RECORD SET –
-*-*-

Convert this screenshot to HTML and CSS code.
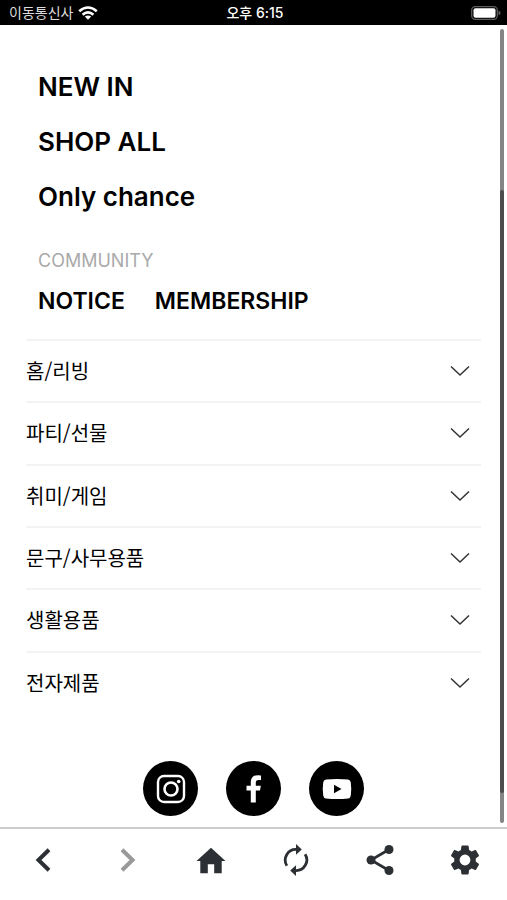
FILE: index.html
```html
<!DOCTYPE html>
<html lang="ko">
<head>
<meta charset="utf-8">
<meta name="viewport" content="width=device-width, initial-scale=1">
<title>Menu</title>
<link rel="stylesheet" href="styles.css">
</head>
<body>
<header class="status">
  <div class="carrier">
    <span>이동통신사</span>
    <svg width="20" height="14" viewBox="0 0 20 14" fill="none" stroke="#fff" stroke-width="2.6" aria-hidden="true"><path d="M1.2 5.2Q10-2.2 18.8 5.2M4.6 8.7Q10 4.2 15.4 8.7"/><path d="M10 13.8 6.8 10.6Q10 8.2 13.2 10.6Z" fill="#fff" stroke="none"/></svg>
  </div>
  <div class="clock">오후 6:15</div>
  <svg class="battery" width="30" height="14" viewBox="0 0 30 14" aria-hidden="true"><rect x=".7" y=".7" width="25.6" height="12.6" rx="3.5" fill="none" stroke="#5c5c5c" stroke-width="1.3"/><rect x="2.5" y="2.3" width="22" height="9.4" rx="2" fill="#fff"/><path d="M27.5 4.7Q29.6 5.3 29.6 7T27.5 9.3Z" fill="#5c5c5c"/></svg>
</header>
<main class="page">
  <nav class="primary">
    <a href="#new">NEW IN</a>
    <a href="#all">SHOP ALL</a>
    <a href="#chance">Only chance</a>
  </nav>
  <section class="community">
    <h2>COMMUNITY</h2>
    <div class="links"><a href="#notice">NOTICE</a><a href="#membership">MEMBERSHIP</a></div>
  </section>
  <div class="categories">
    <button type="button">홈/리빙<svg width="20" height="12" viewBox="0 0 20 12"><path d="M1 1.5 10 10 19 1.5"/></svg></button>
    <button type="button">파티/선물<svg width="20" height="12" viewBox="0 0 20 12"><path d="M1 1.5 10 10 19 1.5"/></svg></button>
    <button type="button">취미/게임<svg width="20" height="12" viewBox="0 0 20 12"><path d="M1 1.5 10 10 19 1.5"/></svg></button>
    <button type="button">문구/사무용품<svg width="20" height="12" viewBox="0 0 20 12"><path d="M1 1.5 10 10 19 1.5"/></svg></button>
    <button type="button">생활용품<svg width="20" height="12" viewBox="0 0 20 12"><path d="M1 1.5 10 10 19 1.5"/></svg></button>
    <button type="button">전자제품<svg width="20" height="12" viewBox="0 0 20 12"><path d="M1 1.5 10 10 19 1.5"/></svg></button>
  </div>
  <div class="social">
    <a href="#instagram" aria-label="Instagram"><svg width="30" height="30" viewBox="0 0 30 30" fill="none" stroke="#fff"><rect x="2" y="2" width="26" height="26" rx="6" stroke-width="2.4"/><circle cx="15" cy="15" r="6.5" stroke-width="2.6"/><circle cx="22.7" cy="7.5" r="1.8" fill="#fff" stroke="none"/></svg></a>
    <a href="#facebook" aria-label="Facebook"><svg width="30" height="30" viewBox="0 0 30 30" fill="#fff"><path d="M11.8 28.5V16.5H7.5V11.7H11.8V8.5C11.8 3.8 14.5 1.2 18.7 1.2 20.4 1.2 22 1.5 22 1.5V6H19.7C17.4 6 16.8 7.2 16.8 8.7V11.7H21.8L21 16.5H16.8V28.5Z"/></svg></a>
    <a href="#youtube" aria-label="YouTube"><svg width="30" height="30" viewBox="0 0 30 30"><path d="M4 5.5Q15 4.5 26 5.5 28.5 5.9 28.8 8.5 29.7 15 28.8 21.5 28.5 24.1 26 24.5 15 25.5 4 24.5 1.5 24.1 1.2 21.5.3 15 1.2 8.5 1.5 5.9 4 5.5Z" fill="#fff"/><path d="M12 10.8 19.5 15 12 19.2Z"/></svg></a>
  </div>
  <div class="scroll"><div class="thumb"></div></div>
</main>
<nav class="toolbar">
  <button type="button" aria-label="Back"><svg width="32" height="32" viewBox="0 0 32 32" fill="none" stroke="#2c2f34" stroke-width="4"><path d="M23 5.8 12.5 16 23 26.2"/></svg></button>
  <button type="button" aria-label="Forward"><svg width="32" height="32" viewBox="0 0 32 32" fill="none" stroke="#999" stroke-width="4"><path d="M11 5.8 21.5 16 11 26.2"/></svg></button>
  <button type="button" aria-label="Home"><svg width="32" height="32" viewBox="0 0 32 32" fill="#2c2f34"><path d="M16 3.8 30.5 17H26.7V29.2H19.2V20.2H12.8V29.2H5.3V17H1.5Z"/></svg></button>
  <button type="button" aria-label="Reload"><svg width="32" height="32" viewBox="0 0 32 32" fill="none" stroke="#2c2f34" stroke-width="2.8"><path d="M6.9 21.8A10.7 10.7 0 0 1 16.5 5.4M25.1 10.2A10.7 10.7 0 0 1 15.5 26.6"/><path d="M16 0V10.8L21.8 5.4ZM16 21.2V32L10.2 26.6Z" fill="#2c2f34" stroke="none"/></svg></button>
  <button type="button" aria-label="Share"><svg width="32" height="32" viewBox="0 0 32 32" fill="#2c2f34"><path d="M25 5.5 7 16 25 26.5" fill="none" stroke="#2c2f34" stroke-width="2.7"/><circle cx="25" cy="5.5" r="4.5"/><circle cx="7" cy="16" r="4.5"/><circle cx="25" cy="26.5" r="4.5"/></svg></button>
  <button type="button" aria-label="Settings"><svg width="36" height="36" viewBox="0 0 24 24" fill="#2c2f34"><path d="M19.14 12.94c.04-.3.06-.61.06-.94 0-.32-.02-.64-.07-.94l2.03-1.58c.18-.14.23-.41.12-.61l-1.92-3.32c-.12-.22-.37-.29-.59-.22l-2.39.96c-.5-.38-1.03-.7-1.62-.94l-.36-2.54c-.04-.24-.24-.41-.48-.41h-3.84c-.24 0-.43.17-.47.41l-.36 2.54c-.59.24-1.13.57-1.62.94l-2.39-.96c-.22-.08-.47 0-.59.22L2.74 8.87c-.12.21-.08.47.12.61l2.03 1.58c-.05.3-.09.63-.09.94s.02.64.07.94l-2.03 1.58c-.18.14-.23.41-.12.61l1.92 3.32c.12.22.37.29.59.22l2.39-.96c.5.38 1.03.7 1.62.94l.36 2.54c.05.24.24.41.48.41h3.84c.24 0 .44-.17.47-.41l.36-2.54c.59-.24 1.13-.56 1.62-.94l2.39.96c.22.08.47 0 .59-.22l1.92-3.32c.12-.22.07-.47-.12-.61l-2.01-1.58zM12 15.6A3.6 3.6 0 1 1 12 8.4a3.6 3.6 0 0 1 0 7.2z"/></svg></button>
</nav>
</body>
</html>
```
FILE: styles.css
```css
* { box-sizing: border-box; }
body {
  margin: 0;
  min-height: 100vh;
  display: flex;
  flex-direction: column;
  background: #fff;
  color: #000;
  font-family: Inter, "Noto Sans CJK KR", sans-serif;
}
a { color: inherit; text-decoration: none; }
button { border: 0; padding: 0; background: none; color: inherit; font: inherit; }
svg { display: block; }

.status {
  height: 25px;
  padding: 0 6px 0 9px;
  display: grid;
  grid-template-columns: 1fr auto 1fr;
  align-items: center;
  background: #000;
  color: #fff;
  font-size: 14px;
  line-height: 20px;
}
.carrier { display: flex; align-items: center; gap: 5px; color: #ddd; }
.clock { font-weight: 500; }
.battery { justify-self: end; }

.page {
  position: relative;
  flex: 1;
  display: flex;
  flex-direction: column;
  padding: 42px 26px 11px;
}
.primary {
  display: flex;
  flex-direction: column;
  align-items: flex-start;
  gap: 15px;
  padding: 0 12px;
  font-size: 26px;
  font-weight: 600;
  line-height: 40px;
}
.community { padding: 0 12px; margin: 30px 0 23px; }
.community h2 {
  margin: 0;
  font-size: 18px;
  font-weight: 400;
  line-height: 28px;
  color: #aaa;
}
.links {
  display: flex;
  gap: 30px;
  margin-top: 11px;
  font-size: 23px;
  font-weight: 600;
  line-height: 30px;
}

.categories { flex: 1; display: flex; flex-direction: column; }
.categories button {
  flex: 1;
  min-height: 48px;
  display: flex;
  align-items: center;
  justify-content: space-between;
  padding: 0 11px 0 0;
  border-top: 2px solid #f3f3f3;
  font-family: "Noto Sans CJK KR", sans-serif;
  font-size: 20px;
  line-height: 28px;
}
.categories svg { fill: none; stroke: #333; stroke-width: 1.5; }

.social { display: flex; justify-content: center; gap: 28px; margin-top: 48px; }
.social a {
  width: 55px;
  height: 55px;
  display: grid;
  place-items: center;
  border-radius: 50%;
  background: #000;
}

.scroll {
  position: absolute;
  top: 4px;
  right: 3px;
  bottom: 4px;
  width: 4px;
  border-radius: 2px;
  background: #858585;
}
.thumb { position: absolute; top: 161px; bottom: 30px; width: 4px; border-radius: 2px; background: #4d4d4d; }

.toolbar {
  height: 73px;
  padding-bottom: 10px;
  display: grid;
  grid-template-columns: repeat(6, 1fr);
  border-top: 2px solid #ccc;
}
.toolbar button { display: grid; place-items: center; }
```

-*-*-

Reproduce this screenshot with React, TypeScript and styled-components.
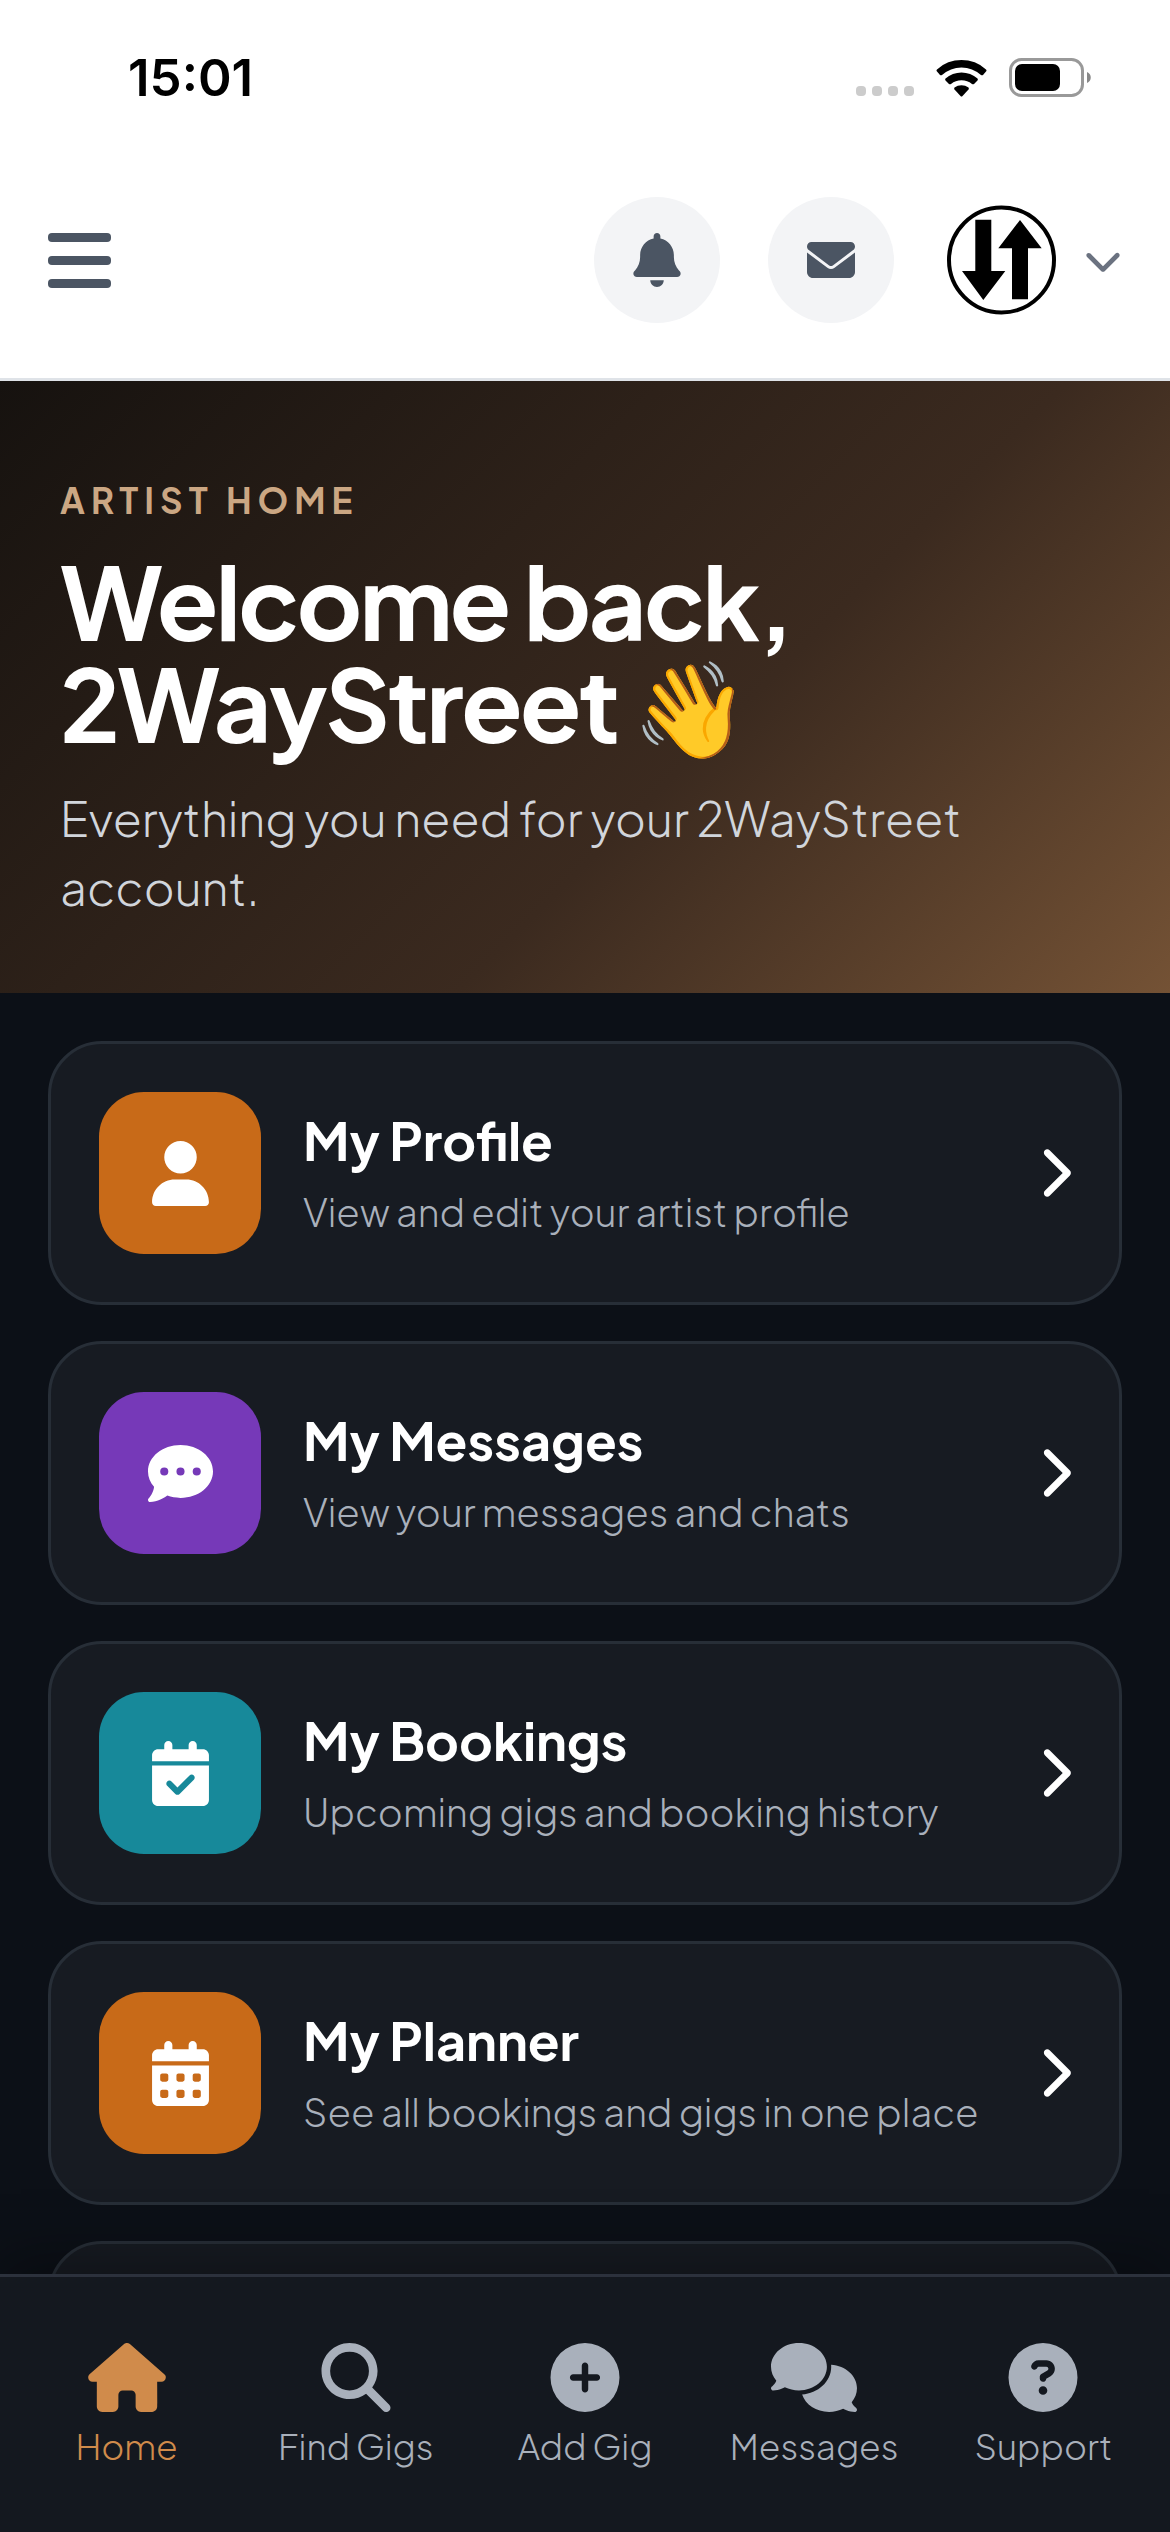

-*-*-

TASK DESCRIPTION – Provide solely the number of lines in the data that include the word "this".

REPLY – 2